OpenTelemetry support #921

deki opened this issue May 3, 2021 · 14 comments

Comments

@deki
Copy link

deki commented May 3, 2021

OpenTelemetry is an observability framework for cloud-native software and comes with a collection of tools, APIs, and SDKs. You can use it to instrument, generate, collect, and export telemetry data (metrics, logs, and traces) for analysis in order to understand your software's performance and behavior.

The OpenTelemetry PHP library is in development and located here: https://github.com/open-telemetry/opentelemetry-php
This example shows how it can be used: https://github.com/open-telemetry/opentelemetry-php/blob/main/examples/AlwaysOnOTLPExample.php

While this is working with bref without any issues, it currently requires a lot of extra work to have the traces from the OTLPExporter in AWS X-Ray. AWS simplifies this for e.g. Java and Python by packaging OpenTelemetry together with an out-of-the-box configuration for AWS Lambda and AWS X-Ray in an easy to setup layer (see https://aws-otel.github.io/docs/getting-started/lambda).

Is it possible to combine this extension layer https://github.com/open-telemetry/opentelemetry-lambda/tree/main/collector with bref? Or how would you advise users to plug it together?

@mnapoli
Copy link
Member

mnapoli commented May 3, 2021

Hi, I'm not familiar with this tool. How would you integrate that with Bref? More specifically:

  • what would users have to do to use it?
  • what would need to be changed in Bref to provide that to users?

@deki
Copy link
Author

deki commented May 5, 2021

Thanks @mnapoli for the quick response.

  • what would users have to do to use it?
    Add the opentelemetry-php lib to composer. Configure an endpoint where the trace data should be send to. This can be done using the OTEL_EXPORTER_OTLP_ENDPOINT environment variable.
    Follow https://github.com/open-telemetry/opentelemetry-lambda/blob/main/collector/README.md to publish the OpenTelemetry Collector Lambda layer to the AWS account. Add it to the existing serverless.yml to the existing layers section.

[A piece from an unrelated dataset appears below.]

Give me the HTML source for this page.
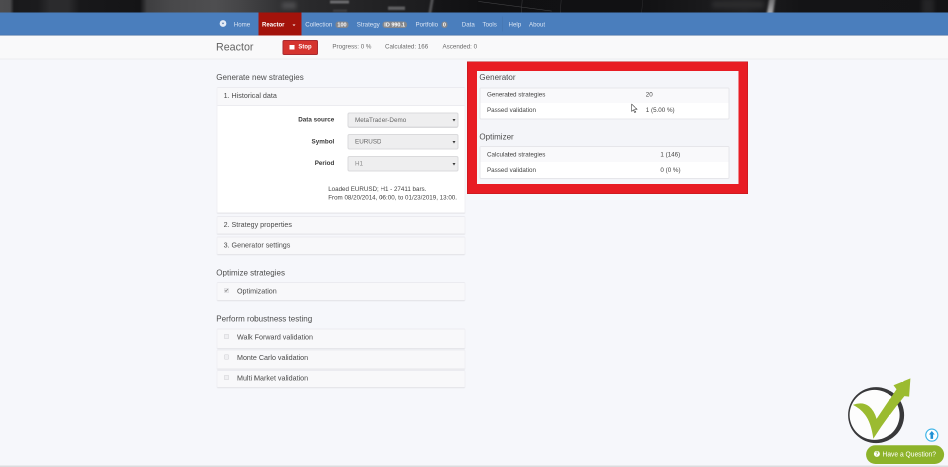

  • what would need to be changed in Bref to provide that to users?
    Probably documentation only.

I will continue experimenting and let you know my findings.

@deki
Copy link
Author

deki commented May 31, 2021

So the following needs to be done in addition to what I've already mentioned before:

Setting OTEL_EXPORTER_OTLP_ENDPOINT is not required, however to change the Collector config to a custom collector.yaml OPENTELEMETRY_COLLECTOR_CONFIG_FILE can be used.

@sc0ttdav3y
Copy link

Hi @deki, I've come across your posts in various repos about getting XRay + Bref working, and I'm wondering whether you had any success getting it working, and if so, how?

So far I've found a trail of broken AWS blog posts, examples and other docs — the most useful are:

I've tried this:

  • Built and deployed the custom opentelemetry collector as per your advice, and added it to my serverless function's layers section via its ARN
  • pulled in the composer deps for open-telemetry at version 0.0.17 (latest at time of writing)
  • wrangled all my transports, exporters, id generators, propagators, tracers, spans, etc gist

I got to the point where it's almost working.

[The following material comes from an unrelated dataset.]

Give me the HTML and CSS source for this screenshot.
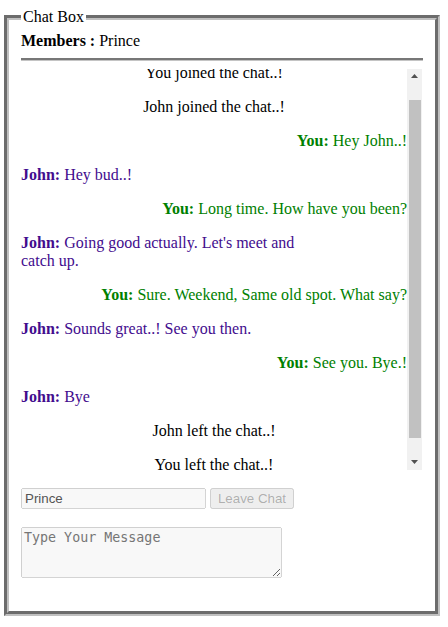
FILE: index.html
```html
<!DOCTYPE html>
<html lang="en">
<head>
<meta charset="utf-8">
<title>Chat Box</title>
<link rel="stylesheet" href="styles.css">
</head>
<body>
<fieldset class="chat-box">
  <legend class="chat-title">Chat Box</legend>
  <div class="members"><b>Members :</b> Prince</div>
  <hr class="divider">
  <div class="chat-pane">
    <div class="messages" id="messages">
      <p class="msg system">You joined the chat..!</p>
      <p class="msg system">John joined the chat..!</p>
      <p class="msg mine"><b>You:</b> Hey John..!</p>
      <p class="msg theirs"><b>John:</b> Hey bud..!</p>
      <p class="msg mine"><b>You:</b> Long time. How have you been?</p>
      <p class="msg theirs"><b>John:</b> Going good actually. Let's meet and catch up.</p>
      <p class="msg mine"><b>You:</b> Sure. Weekend, Same old spot. What say?</p>
      <p class="msg theirs"><b>John:</b> Sounds great..! See you then.</p>
      <p class="msg mine"><b>You:</b> See you. Bye.!</p>
      <p class="msg theirs"><b>John:</b> Bye</p>
      <p class="msg system">John left the chat..!</p>
      <p class="msg system">You left the chat..!</p>
    </div>
    <div class="scrollbar" aria-hidden="true">
      <div class="sb-btn">
        <svg width="7" height="4" viewBox="0 0 7 4"><polygon points="0,4 7,4 3.5,0" fill="#505050"/></svg>
      </div>
      <div class="sb-track"><div class="sb-thumb"></div></div>
      <div class="sb-btn">
        <svg width="7" height="4" viewBox="0 0 7 4"><polygon points="0,0 7,0 3.5,4" fill="#505050"/></svg>
      </div>
    </div>
  </div>
  <div class="controls">
    <input class="name-input" type="text" value="Prince" disabled>
    <button class="leave-btn" type="button" disabled>Leave Chat</button>
  </div>
  <textarea class="compose" placeholder="Type Your Message" disabled></textarea>
</fieldset>
<script src="script.js"></script>
</body>
</html>
```

FILE: styles.css
```css
html, body {
  background: #ffffff;
}

body {
  margin: 8px 0 0 0;
  font-family: "Liberation Serif", "Times New Roman", serif;
  font-size: 16px;
  color: #000;
}

.chat-box {
  box-sizing: border-box;
  width: 436px;
  margin: 0 8px 0 4px;
  padding: 5.6px 12px 33px 12px;
  border: 5px groove silver;
  min-width: 0;
}

.chat-title {
  padding: 0 2px;
  font-size: 16px;
  line-height: 18px;
}

.members {
  line-height: 18px;
}

.divider {
  height: 0;
  margin: 8px 0;
  border: 0;
  border-top: 2px solid #777777;
  border-bottom: 1px solid #c4c4c4;
}

.chat-pane {
  display: flex;
  width: 401px;
  height: 401px;
}

.messages {
  flex: 1;
  min-width: 0;
  overflow: hidden;
}

.scrollbar {
  width: 15px;
  display: flex;
  flex-direction: column;
  background: #f1f1f1;
}

.sb-btn {
  height: 15px;
  display: flex;
  align-items: center;
  justify-content: center;
}

.sb-btn svg {
  display: block;
}

.sb-track {
  flex: 1;
  display: flex;
  flex-direction: column;
  padding: 16px 1px 17px 2px;
}

.sb-thumb {
  flex: 1;
  background: #c1c1c1;
}

.msg {
  margin: 16px 0;
  line-height: 18px;
}

.system {
  text-align: center;
}

.mine {
  text-align: right;
  color: #008000;
}

.theirs {
  text-align: left;
  color: #420c8e;
  max-width: 300px;
}

.controls {
  display: flex;
  gap: 4px;
  margin-top: 18px;
}

.name-input {
  box-sizing: border-box;
  width: 185px;
  height: 21px;
  font-family: "Liberation Sans", Arial, sans-serif;
  font-size: 13.33px;
  padding: 1px 2px;
}

.leave-btn {
  box-sizing: border-box;
  width: 84px;
  height: 21px;
  font-family: "Liberation Sans", Arial, sans-serif;
  font-size: 13.33px;
  padding: 1px 0;
  white-space: nowrap;
}

.compose {
  display: block;
  box-sizing: border-box;
  width: 261px;
  height: 51px;
  margin-top: 18px;
  font-family: "DejaVu Sans Mono", monospace;
  font-size: 13.33px;
  padding: 2px;
}
```

FILE: script.js
```js
document.getElementById('messages').scrollTop = 21;
```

I'm seeing x-ray logs in my lambda logs, indicating PHP is sending data to the collector:

2023-01-08T11:43:42 {"level":"info","ts":1673178222.7031276,"msg":"TracesExporter","kind":"exporter","data_type":"traces","name":"logging","#spans":1}
2023-01-08T11:43:42 {"level":"info","ts":1673178222.7031856,"msg":"ResourceSpans #0\nResource SchemaURL: \nResource attributes:\n     -> faas.name: Str(XXXXX)\n     -> faas.version: Str($LATEST)\n     -> cloud.region: Str(ap-southeast-2)\n     -> cloud.provider: Str(aws)\nScopeSpans #0\nScopeSpans SchemaURL: \nInstrumentationScope io.opentelemetry.contrib.php \nSpan #0\n    Trace ID       : 63baac6e38c7d4ad3a7b755834919a73\n    Parent ID      : 84bfa37214deb991\n    ID             : d810f21b345baa63\n    Name           : XXXX::YYYY::ZZZZ\n    Kind           : Internal\n    Start time     : 2023-01-08 11:43:42.607256547 +0000 UTC\n    End time       : 2023-01-08 11:43:42.695558894 +0000 UTC\n    Status code    : Unset\n    Status message : \nAttributes:","kind":"exporter","data_type":"traces","name":"logging"}

I know this is sending to the collector because I initially got an error when I got the collector URL wrong.

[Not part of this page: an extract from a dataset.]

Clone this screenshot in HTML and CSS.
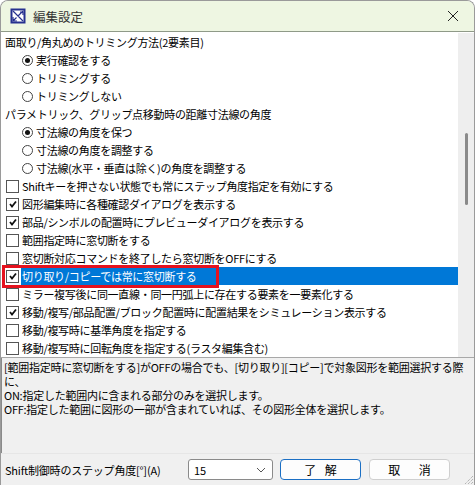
FILE: index.html
```html
<!DOCTYPE html>
<html lang="ja">
<head>
<meta charset="utf-8">
<link rel="stylesheet" href="styles.css">
</head>
<body>
<div class="window">
  <div class="titlebar">
    <svg class="app-icon" width="16" height="16" viewBox="0 0 16 16">
      <rect x="0.5" y="0.5" width="15" height="15" fill="#26318f"/>
      <rect x="2.5" y="2.5" width="11" height="11" fill="#fff"/>
      <path d="M3 3 L13 13 M13 3 L8 8 M3 13 L6.5 9.5 M10 4 L13 4 L13 7 M3 9 L3 13 L7 13" stroke="#26318f" stroke-width="1.2" fill="none"/>
    </svg>
    <span class="title">編集設定</span>
    <svg class="close" width="12" height="12" viewBox="0 0 12 12">
      <path d="M1 1 L11 11 M11 1 L1 11" stroke="#222" stroke-width="1"/>
    </svg>
  </div>
  <div class="main">
    <div class="list">
      <div class="row head">面取り/角丸めのトリミング方法(2要素目)</div>
      <div class="row opt"><span class="radio on"></span>実行確認をする</div>
      <div class="row opt"><span class="radio"></span>トリミングする</div>
      <div class="row opt"><span class="radio"></span>トリミングしない</div>
      <div class="row head">パラメトリック、グリップ点移動時の距離寸法線の角度</div>
      <div class="row opt"><span class="radio on"></span>寸法線の角度を保つ</div>
      <div class="row opt"><span class="radio"></span>寸法線の角度を調整する</div>
      <div class="row opt"><span class="radio"></span>寸法線(水平・垂直は除く)の角度を調整する</div>
      <div class="row cb"><span class="box"></span><span class="lbl">Shiftキーを押さない状態でも常にステップ角度指定を有効にする</span></div>
      <div class="row cb"><span class="box on"><svg width="10" height="10" viewBox="0 0 10 10"><path d="M2 5 L4 7.5 L8 2.5" stroke="#111" stroke-width="1.8" fill="none"/></svg></span><span class="lbl">図形編集時に各種確認ダイアログを表示する</span></div>
      <div class="row cb"><span class="box on"><svg width="10" height="10" viewBox="0 0 10 10"><path d="M2 5 L4 7.5 L8 2.5" stroke="#111" stroke-width="1.8" fill="none"/></svg></span><span class="lbl">部品/シンボルの配置時にプレビューダイアログを表示する</span></div>
      <div class="row cb"><span class="box"></span><span class="lbl">範囲指定時に窓切断をする</span></div>
      <div class="row cb"><span class="box"></span><span class="lbl">窓切断対応コマンドを終了したら窓切断をOFFにする</span></div>
      <div class="row cb selected"><span class="box on"><svg width="10" height="10" viewBox="0 0 10 10"><path d="M2 5 L4 7.5 L8 2.5" stroke="#111" stroke-width="1.8" fill="none"/></svg></span><span class="lbl">切り取り/コピーでは常に窓切断する</span><span class="mark"></span></div>
      <div class="row cb"><span class="box"></span><span class="lbl">ミラー複写後に同一直線・同一円弧上に存在する要素を一要素化する</span></div>
      <div class="row cb"><span class="box on"><svg width="10" height="10" viewBox="0 0 10 10"><path d="M2 5 L4 7.5 L8 2.5" stroke="#111" stroke-width="1.8" fill="none"/></svg></span><span class="lbl">移動/複写/部品配置/ブロック配置時に配置結果をシミュレーション表示する</span></div>
      <div class="row cb"><span class="box"></span><span class="lbl">移動/複写時に基準角度を指定する</span></div>
      <div class="row cb"><span class="box"></span><span class="lbl">移動/複写時に回転角度を指定する(ラスタ編集含む)</span></div>
    </div>
    <div class="scrollbar"><div class="thumb"></div></div>
  </div>
  <div class="desc">
    <div class="line">[範囲指定時に窓切断をする]がOFFの場合でも、[切り取り][コピー]で対象図形を範囲選択する際</div>
    <div class="line">に、</div>
    <div class="line">ON:指定した範囲内に含まれる部分のみを選択します。</div>
    <div class="line">OFF:指定した範囲に図形の一部が含まれていれば、その図形全体を選択します。</div>
  </div>
  <div class="footer">
    <span class="flabel">Shift制御時のステップ角度[°](A)</span>
    <div class="combo"><span>15</span>
      <svg width="10" height="6" viewBox="0 0 10 6"><path d="M1 1 L5 5 L9 1" stroke="#555" stroke-width="1" fill="none"/></svg>
    </div>
    <div class="btn default">了 解</div>
    <div class="btn wide">取 消</div>
    <svg class="grip" width="12" height="12" viewBox="0 0 12 12">
      <path d="M11 3 L3 11 M11 6 L6 11 M11 9 L9 11" stroke="#999" stroke-width="1" stroke-dasharray="1 1"/>
    </svg>
  </div>
</div>
</body>
</html>
```
FILE: styles.css
```css
* { box-sizing: border-box; }
html, body { margin: 0; padding: 0; background: #ffffff; }
body {
  font-family: "Noto Sans CJK JP", "Noto Sans", sans-serif;
  font-size: 11px;
  color: #000;
}
.window {
  width: 475px;
  height: 485px;
  border: 1px solid #9a9a9a;
  border-bottom: none;
  border-radius: 8px 8px 0 0;
  overflow: hidden;
  display: flex;
  flex-direction: column;
  background: #f0f0f0;
}
.titlebar {
  height: 31px;
  flex: none;
  background: #eef6e2;
  border-bottom: 1px solid #8f9a88;
  display: flex;
  align-items: center;
  padding-left: 9px;
  padding-right: 15px;
}
.app-icon { flex: none; }
.title {
  margin-left: 7px;
  font-size: 12.5px;
  color: #333;
  flex: 1;
}
.close { flex: none; }
.main {
  height: 326px;
  flex: none;
  display: flex;
  background: #fff;
  border-bottom: 1px solid #a8a8a8;
}
.list {
  flex: 1;
  padding-top: 1px;
  overflow: hidden;
}
.row {
  height: 18px;
  display: flex;
  align-items: center;
  white-space: nowrap;
  letter-spacing: -0.3px;
  position: relative;
}
.head { padding-left: 4px; }
.opt { padding-left: 21px; }
.radio {
  width: 11px;
  height: 11px;
  border: 1px solid #444;
  border-radius: 50%;
  margin-right: 3px;
  flex: none;
  display: flex;
  align-items: center;
  justify-content: center;
  background: #fff;
}
.radio.on::after {
  content: "";
  width: 5px;
  height: 5px;
  border-radius: 50%;
  background: #111;
}
.cb { padding-left: 5px; }
.box {
  width: 13px;
  height: 13px;
  border: 1px solid #555;
  background: #fff;
  flex: none;
  display: flex;
  align-items: center;
  justify-content: center;
  margin-right: 2px;
}
.lbl {
  flex: 1;
  height: 18px;
  line-height: 18px;
  padding-left: 1px;
}
.selected .lbl {
  background: #0078d7;
  color: #fff;
}
.mark {
  position: absolute;
  left: 1px;
  top: -2px;
  width: 217px;
  height: 23px;
  border: 3px solid #e5121e;
  pointer-events: none;
}
.scrollbar {
  width: 16px;
  flex: none;
  background: #eeeeee;
  position: relative;
  margin-top: 1px;
}
.thumb {
  position: absolute;
  left: 7px;
  top: 100px;
  width: 3px;
  height: 72px;
  border-radius: 2px;
  background: #8a8a8a;
}
.desc {
  height: 95px;
  flex: none;
  padding: 2px 2px 0 2px;
  background: #f0f0f0;
  border-left: 1px solid #8a8a8a;
}
.line {
  white-space: nowrap;
  height: 14px;
  line-height: 14px;
  letter-spacing: -0.25px;
}
.footer {
  flex: 1;
  display: flex;
  align-items: center;
  padding-left: 4px;
  border-top: 1px solid #e6e6e6;
  background: #f0f0f0;
  position: relative;
}
.flabel {
  width: 183px;
  flex: none;
  letter-spacing: -0.2px;
}
.combo {
  width: 85px;
  height: 21px;
  background: #fff;
  border: 1px solid #8a8a8a;
  border-radius: 3px;
  display: flex;
  align-items: center;
  justify-content: space-between;
  padding: 0 6px 0 5px;
  margin-right: 7px;
}
.btn {
  width: 81px;
  height: 21px;
  border: 1px solid #cfcfcf;
  border-radius: 4px;
  background: #fdfdfd;
  display: flex;
  align-items: center;
  justify-content: center;
  font-size: 12px;
  margin-right: 8px;
  letter-spacing: 3px;
  padding-left: 3px;
}
.btn.wide { letter-spacing: 8px; padding-left: 8px; }
.btn.default {
  border: 1.5px solid #1b6fc4;
}
.grip {
  position: absolute;
  right: 0;
  bottom: 0;
}
```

And I see logs from the collector from time to time when it shuts down, so I know it's running. And I know the x-ray ID is correct, as the ID in the open-telemetry logs matches that on the Lambda invocation.

But with all this good news, in AWS itself the Lambda function trace itself does not include this data.

I feel I'm really close, but the docs are woefully out of date, and PHP isn't exactly a first-class citizen in AWS's eyes. @deki, if you have any insights on this or could share what worked for you, then I'd love to get hear it.

I know this isn't really the right place for this question, but I feel observability is the big issue with Bref right now, and if I can get this solved, I'd be happy to share it back to the project.

Thanks, Scott

@deki
Copy link
Author

deki commented Jan 10, 2023

Hi @sc0ttdav3y,
thanks for raising this. It looks like some things got outdated with the move to 1.0.0 beta. I've informed my colleagues (also about your other issue open-telemetry/opentelemetry-php#906) and they will respond soon.

For me it's been a while since I tried it but what I recall is that I had a similar issue with traces not showing up in Xray until I set a proper IdGenerator (X-Ray trace Ids have a different format). See: https://github.com/aws-observability/aws-otel-php/blob/74042ac1992a9d9b6cdf94fecbbfaa90070d107a/SampleApp/src/Controller/AwsSdkInstrumentationController.php#L10

@sc0ttdav3y
Copy link

Thanks @deki — I am using the IdGenerator provided by AWS, and am trying to propagate the ID from inbound headers — all using their official code. I suspect something with IDs. I'll continue plugging away, and report back here if I get any success.

@sc0ttdav3y
Copy link

I got this working in the end. It was quite a journey. Thanks to everyone for their help.

Some key insights:

  • Use the "Go" collector Lambda layer, which is supported by AWS and works with PHP. I couldn't get the custom compiled one to work, and AWS looked at me funny when I asked for help.
  • Bref's context contains a getTraceId() method that holds the X-Ray trace for propagating between services.
  • OpenTelemetry is quite young, things are changing, docs are all over the shop right now, and this wasn't easy to get going — pin your composer.json, as minor versions matter.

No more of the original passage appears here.